**Goal of the exercise:** Single out the lines that include the word "table". Copy them.

• • • •

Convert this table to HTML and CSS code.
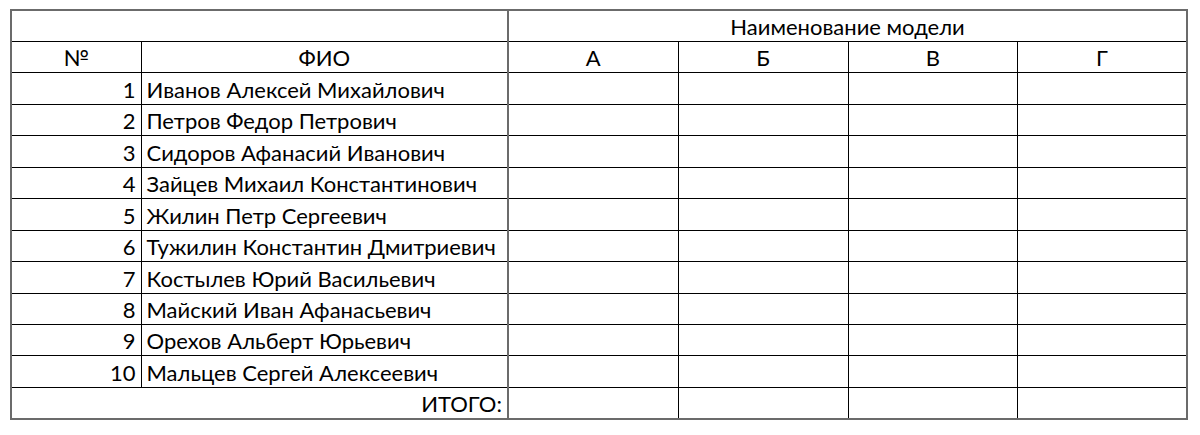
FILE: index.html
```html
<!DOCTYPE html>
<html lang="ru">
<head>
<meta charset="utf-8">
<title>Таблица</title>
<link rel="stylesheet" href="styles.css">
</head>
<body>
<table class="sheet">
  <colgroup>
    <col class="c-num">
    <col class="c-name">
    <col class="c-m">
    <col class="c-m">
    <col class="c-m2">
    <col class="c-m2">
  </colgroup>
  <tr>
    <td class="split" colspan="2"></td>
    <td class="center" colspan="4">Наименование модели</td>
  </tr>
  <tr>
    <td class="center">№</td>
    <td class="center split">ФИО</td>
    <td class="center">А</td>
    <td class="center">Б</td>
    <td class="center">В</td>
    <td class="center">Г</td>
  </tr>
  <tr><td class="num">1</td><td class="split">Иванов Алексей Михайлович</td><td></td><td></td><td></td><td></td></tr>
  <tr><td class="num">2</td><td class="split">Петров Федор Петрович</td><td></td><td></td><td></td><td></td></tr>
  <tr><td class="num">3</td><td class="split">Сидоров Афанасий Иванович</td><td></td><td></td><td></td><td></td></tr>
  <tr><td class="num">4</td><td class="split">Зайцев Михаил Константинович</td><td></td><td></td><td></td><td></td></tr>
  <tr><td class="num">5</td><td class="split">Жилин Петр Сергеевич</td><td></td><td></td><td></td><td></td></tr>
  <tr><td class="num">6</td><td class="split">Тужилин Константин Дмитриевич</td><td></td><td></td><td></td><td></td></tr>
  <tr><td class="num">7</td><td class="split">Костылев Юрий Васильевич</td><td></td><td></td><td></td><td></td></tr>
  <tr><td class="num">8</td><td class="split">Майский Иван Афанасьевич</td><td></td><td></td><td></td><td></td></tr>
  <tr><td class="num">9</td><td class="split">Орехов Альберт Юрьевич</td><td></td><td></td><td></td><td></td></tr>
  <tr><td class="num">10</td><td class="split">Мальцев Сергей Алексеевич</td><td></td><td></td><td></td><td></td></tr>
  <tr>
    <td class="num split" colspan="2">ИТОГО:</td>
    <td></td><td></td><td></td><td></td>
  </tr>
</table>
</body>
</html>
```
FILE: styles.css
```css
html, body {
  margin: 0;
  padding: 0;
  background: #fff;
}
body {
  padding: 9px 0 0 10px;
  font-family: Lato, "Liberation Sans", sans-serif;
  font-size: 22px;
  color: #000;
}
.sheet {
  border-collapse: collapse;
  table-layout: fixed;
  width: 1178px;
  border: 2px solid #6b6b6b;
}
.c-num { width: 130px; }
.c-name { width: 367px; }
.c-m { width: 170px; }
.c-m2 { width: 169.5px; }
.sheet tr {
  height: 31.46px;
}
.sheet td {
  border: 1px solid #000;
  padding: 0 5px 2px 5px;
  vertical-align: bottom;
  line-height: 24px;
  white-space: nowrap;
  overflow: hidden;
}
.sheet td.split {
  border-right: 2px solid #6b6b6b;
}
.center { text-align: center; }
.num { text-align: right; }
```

• • • •

**Written solution:**
Convert this table to HTML and CSS code.
<table class="sheet">
</table>
  table-layout: fixed;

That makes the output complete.